• _PROBLEM TO WORK ON_
Report only the number of lines in this material that include the string "Tailwind".
BEGIN
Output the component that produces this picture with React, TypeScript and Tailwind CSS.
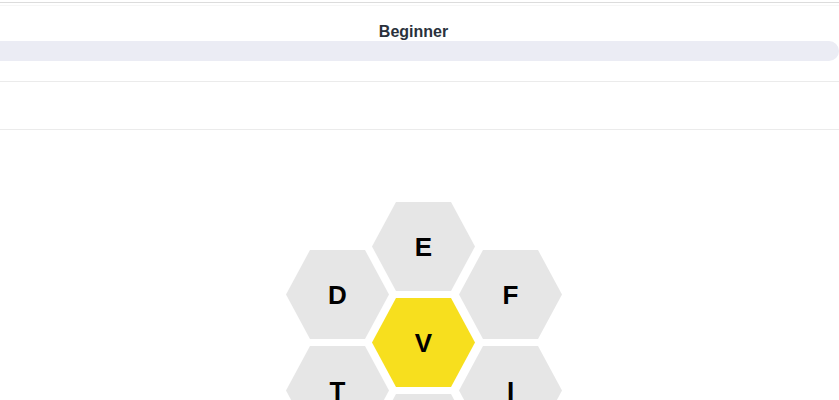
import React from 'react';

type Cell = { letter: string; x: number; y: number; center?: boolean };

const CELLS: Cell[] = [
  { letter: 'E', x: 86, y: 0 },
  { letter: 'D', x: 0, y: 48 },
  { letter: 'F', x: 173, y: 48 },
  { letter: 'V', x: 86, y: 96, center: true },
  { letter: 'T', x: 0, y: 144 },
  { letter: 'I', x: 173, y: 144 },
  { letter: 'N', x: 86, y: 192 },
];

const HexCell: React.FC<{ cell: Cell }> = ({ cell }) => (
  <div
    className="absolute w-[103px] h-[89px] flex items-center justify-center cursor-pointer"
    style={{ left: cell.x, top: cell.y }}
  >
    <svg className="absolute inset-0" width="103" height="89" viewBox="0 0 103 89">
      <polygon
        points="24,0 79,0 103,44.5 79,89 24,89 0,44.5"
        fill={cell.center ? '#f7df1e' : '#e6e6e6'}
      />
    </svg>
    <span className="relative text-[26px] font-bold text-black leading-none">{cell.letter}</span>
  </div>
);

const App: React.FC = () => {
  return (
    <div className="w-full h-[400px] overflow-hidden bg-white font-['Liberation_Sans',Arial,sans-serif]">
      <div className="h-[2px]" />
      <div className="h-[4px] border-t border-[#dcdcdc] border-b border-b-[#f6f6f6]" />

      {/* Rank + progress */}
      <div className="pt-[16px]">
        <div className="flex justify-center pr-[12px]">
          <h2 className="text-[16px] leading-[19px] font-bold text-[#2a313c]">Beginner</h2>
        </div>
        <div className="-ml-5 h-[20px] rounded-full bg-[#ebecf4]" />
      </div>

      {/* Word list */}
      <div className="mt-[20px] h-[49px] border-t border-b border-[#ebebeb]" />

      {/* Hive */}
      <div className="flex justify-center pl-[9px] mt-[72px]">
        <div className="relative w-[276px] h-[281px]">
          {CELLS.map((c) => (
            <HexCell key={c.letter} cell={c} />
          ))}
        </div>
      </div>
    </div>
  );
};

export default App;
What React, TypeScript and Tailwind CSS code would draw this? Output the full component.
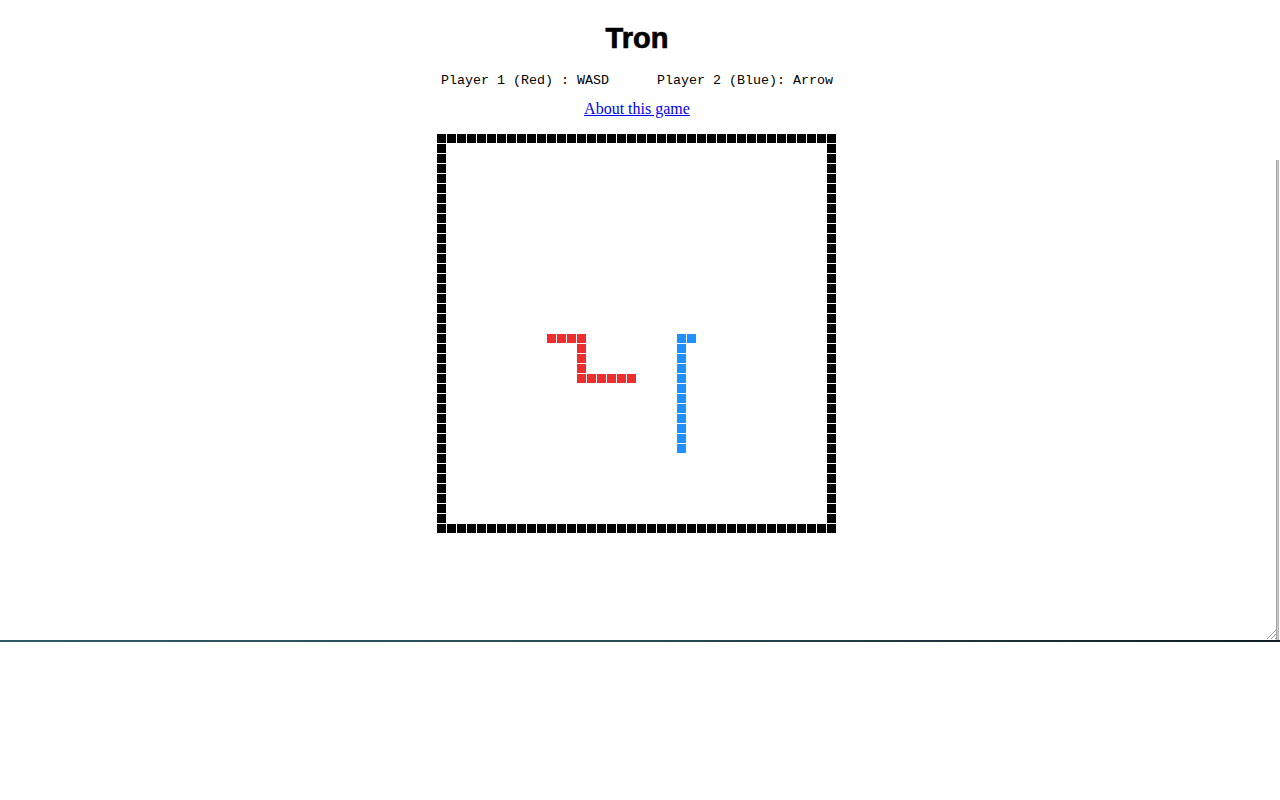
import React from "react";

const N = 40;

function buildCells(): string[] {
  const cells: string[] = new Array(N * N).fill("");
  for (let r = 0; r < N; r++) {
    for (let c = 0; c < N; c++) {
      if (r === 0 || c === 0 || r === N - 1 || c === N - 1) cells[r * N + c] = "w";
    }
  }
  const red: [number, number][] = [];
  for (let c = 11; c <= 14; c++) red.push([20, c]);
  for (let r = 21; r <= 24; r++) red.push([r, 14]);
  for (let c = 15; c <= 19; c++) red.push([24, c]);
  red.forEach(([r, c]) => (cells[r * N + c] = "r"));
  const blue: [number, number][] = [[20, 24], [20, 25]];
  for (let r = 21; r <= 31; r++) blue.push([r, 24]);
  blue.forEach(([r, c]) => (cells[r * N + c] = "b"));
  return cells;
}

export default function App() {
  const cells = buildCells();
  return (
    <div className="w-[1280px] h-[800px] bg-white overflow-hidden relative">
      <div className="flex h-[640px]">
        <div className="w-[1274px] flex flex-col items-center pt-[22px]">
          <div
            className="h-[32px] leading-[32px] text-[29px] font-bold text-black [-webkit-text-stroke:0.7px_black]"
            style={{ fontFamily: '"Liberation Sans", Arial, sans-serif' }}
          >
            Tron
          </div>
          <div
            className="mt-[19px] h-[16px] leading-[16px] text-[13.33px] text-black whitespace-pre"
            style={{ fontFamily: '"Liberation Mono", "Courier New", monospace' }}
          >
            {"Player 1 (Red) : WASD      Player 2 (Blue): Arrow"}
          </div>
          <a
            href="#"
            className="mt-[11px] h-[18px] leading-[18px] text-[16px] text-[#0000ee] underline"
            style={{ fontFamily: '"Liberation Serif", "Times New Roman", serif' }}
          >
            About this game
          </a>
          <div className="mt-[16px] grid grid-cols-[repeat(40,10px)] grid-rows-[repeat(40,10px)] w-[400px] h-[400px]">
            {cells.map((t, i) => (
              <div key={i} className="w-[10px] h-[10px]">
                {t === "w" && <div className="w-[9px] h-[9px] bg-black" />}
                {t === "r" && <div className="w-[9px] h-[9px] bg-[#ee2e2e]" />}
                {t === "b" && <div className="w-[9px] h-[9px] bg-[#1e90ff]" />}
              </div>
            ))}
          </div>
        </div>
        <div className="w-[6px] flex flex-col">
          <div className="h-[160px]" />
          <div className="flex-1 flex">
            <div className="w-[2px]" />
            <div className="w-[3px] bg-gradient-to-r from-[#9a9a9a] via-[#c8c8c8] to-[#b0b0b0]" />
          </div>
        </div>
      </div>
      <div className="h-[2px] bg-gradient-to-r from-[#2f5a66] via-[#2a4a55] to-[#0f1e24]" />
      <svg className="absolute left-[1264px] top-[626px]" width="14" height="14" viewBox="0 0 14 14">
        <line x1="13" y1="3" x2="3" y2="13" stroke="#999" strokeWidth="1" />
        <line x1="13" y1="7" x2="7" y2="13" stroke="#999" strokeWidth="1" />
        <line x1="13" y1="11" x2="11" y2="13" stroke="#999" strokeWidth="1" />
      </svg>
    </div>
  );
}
END
• _RESPONSE TO THE EXERCISE_
2